## Problem description
Answer with nothing except the number of lines that contain the word "screenshot".

## Dataset content

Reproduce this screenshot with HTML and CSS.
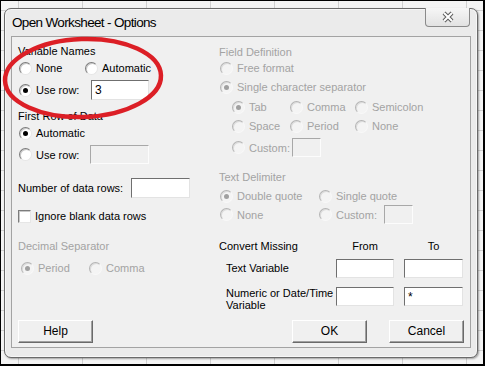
FILE: index.html
```html
<!DOCTYPE html>
<html>
<head>
	<meta charset="utf-8">
	<title>Open Worksheet - Options</title>
	<link rel="stylesheet" href="styles.css">
</head>
<body>
	<div class="screen">
		<div class="window">
			<div class="titlebar">
				<span class="title">Open Worksheet - Options</span>
				<div class="close-btn">
					<svg width="14" height="12" viewBox="0 0 14 12">
						<path d="M3 2 L11 10 M11 2 L3 10" stroke="#5c5c5c" stroke-width="4" />
						<path d="M3 2 L11 10 M11 2 L3 10" stroke="#fff" stroke-width="2" />
					</svg>
				</div>
			</div>

			<div class="client">
				<!-- left, top -->
				<div class="col">
					<p class="row">Variable Names</p>
					<div class="row mt1">
						<label class="opt w66"><span class="radio"></span>None</label>
						<label class="opt"><span class="radio"></span>Automatic</label>
					</div>
					<div class="row h20 mt4">
						<label class="opt w73"><span class="radio on"></span>Use row:</label>
						<div class="field w58 h20">3</div>
					</div>
					<p class="row mt8">First Row of Data</p>
					<div class="row mt1">
						<label class="opt"><span class="radio on"></span>Automatic</label>
					</div>
					<div class="row h19 mt4">
						<label class="opt w72"><span class="radio"></span>Use row:</label>
						<div class="field off w59 h19"></div>
					</div>
					<div class="row h20 mt14">
						<span class="w113">Number of data rows:</span>
						<div class="field w59 h20"></div>
					</div>
					<div class="row mt10">
						<label class="opt"><span class="check"></span>Ignore blank data rows</label>
					</div>
				</div>

				<!-- right, top -->
				<div class="col dim">
					<p class="row mt1">Field Definition</p>
					<div class="row">
						<label class="opt"><span class="radio"></span>Free format</label>
					</div>
					<div class="row mt3">
						<label class="opt"><span class="radio on"></span>Single character separator</label>
					</div>
					<div class="row mt4 indent">
						<label class="opt w58"><span class="radio on"></span>Tab</label>
						<label class="opt w65"><span class="radio"></span>Comma</label>
						<label class="opt"><span class="radio"></span>Semicolon</label>
					</div>
					<div class="row mt3 indent">
						<label class="opt w58"><span class="radio"></span>Space</label>
						<label class="opt w65"><span class="radio"></span>Period</label>
						<label class="opt"><span class="radio"></span>None</label>
					</div>
					<div class="row h19 mt4 indent">
						<label class="opt"><span class="radio"></span>Custom:</label>
						<div class="field off w29 h19 ml2"></div>
					</div>
					<p class="row mt12">Text Delimiter</p>
					<div class="row mt3">
						<label class="opt w99"><span class="radio on"></span>Double quote</label>
						<label class="opt"><span class="radio"></span>Single quote</label>
					</div>
					<div class="row h19 mt1">
						<label class="opt w99"><span class="radio"></span>None</label>
						<label class="opt"><span class="radio"></span>Custom:</label>
						<div class="field off w29 h19 ml7"></div>
					</div>
				</div>

				<!-- left, middle -->
				<div class="col dim">
					<p class="row">Decimal Separator</p>
					<div class="row mt6 shift">
						<label class="opt w68"><span class="radio on"></span>Period</label>
						<label class="opt"><span class="radio"></span>Comma</label>
					</div>
				</div>

				<!-- right, middle -->
				<div class="missing">
					<span class="head">Convert Missing</span>
					<span class="center">From</span>
					<span class="center">To</span>

					<span class="name mt5">Text Variable</span>
					<div class="field h19 mt5"></div>
					<div class="field h19 mt5"></div>

					<span class="name two mt9">Numeric or Date/Time<br>Variable</span>
					<div class="field h19 mt9"></div>
					<div class="field h19 mt9">*</div>
				</div>

				<!-- buttons -->
				<div class="btn-row">
					<div class="btn">Help</div>
				</div>
				<div class="btn-row end">
					<div class="btn">OK</div>
					<div class="btn">Cancel</div>
				</div>
			</div>
		</div>

		<svg class="mark" width="485" height="366" viewBox="0 0 485 366">
			<ellipse cx="83" cy="78" rx="78" ry="39" transform="rotate(-2 83 78)" />
		</svg>
	</div>
</body>
</html>
```

FILE: styles.css
```css
* {
	margin: 0;
	box-sizing: border-box;
}

body {
	font-family: "Liberation Sans", Arial, sans-serif;
	font-size: 11px;
	color: #000;
	background: #fff;
}

.screen {
	position: relative;
	width: 485px;
	height: 366px;
	overflow: hidden;
	padding: 8px 0 0 4px;
	background-color: #f4f4f4;
	background-image:
		linear-gradient(#d0d0d0 1px, transparent 1px),
		linear-gradient(90deg, #d0d0d0 1px, transparent 1px);
	background-size: 100% 20px, 64px 100%;
	background-position: 0 30px, 18px 0;
	box-shadow: inset 1px 1px 0 #000, inset -2px -2px 0 #000;
}

.window {
	width: 474px;
	height: 350px;
	border: 1px solid #6a6a6a;
	border-radius: 7px;
	background: #ebebeb;
	box-shadow: 1px 1px 2px rgba(0, 0, 0, .35), inset 0 0 0 1px #f7f7f7;
}

/* title bar */
.titlebar {
	display: flex;
	justify-content: space-between;
	align-items: flex-start;
	height: 27px;
}

.title {
	padding-left: 7px;
	line-height: 27px;
	font-size: 13.5px;
	letter-spacing: -0.65px;
}

.close-btn {
	display: flex;
	align-items: center;
	justify-content: center;
	width: 45px;
	height: 19px;
	margin: -1px 7px 0 0;
	border: 1px solid #8a8a8a;
	border-top: none;
	border-radius: 0 0 4px 4px;
	background: linear-gradient(#f6f6f6, #e2e2e2);
}

/* client area */
.client {
	display: grid;
	grid-template-columns: 201px 1fr;
	grid-template-rows: 195px 82px 23px;
	width: 460px;
	height: 312px;
	margin-left: 6px;
	padding: 6px 6px 0 6px;
	border: 1px solid #a3a3a3;
	background: #f0f0f0;
}

.col {
	display: flex;
	flex-direction: column;
}

.dim {
	color: #a3a3a3;
}

.row {
	display: flex;
	align-items: center;
	height: 16px;
	white-space: nowrap;
}

.indent {
	padding-left: 12px;
}

.shift {
	padding-left: 2px;
}

.opt {
	display: flex;
	align-items: center;
	gap: 4px;
}

.radio {
	position: relative;
	width: 13px;
	height: 13px;
	margin-left: 1px;
	border: 1px solid;
	border-color: #7c7c7c #e6e6e6 #e6e6e6 #7c7c7c;
	border-radius: 50%;
	background: #fff;
	box-shadow: inset 1px 1px 0 #c8c8c8;
	flex: none;
}

.radio.on::after {
	content: "";
	position: absolute;
	left: 3px;
	top: 3px;
	width: 5px;
	height: 5px;
	border-radius: 50%;
	background: #000;
}

.dim .radio {
	border-color: #b4b4b4 #f8f8f8 #f8f8f8 #b4b4b4;
	background: #f4f4f4;
	box-shadow: inset 1px 1px 0 #dcdcdc;
}

.dim .radio.on::after {
	background: #a0a0a0;
}

.check {
	width: 13px;
	height: 13px;
	border: 1px solid;
	border-color: #7c7c7c #e6e6e6 #e6e6e6 #7c7c7c;
	background: #fff;
	box-shadow: inset 1px 1px 0 #c8c8c8;
	flex: none;
}

.field {
	padding: 2px 3px;
	border: 1px solid;
	border-color: #6f6f6f #e3e3e3 #e3e3e3 #6f6f6f;
	background: #fff;
	font-size: 12px;
	line-height: 14px;
	flex: none;
}

.field.off {
	border-color: #a8a8a8 #fcfcfc #fcfcfc #a8a8a8;
	background: #f0f0f0;
}

/* convert missing grid */
.missing {
	display: grid;
	grid-template-columns: 107px 58px 59px;
	column-gap: 10px;
	align-content: start;
	align-items: start;
}

.missing .head,
.missing .center {
	line-height: 16px;
}

.missing .center {
	text-align: center;
}

.missing .name {
	padding-left: 7px;
	line-height: 19px;
	white-space: nowrap;
}

.missing .two {
	line-height: 12px;
}

/* buttons */
.btn-row {
	display: flex;
	gap: 22px;
}

.btn-row.end {
	justify-content: flex-end;
}

.btn {
	width: 75px;
	height: 23px;
	border: 1px solid;
	border-color: #fff #6a6a6a #6a6a6a #fff;
	background: #f0f0f0;
	box-shadow: inset -1px -1px 0 #a0a0a0;
	font-size: 12px;
	line-height: 21px;
	text-align: center;
}

/* sizes */
.h19 { height: 19px; }
.h20 { height: 20px; }
.w29 { width: 29px; }
.w58 { width: 58px; }
.w59 { width: 59px; }
.w65 { width: 65px; }
.w66 { width: 66px; }
.w68 { width: 68px; }
.w72 { width: 72px; }
.w73 { width: 73px; }
.w99 { width: 99px; }
.w113 { width: 113px; }
.ml2 { margin-left: 2px; }
.ml7 { margin-left: 7px; }
.mt1 { margin-top: 1px; }
.mt3 { margin-top: 3px; }
.mt4 { margin-top: 4px; }
.mt5 { margin-top: 5px; }
.mt6 { margin-top: 6px; }
.mt8 { margin-top: 8px; }
.mt9 { margin-top: 9px; }
.mt10 { margin-top: 10px; }
.mt12 { margin-top: 12px; }
.mt14 { margin-top: 14px; }

/* red hand-drawn mark over the screenshot */
.mark {
	position: absolute;
	left: 0;
	top: 0;
	pointer-events: none;
}

.mark ellipse {
	fill: none;
	stroke: #dc1f26;
	stroke-width: 4.5;
}
```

## Correct response
2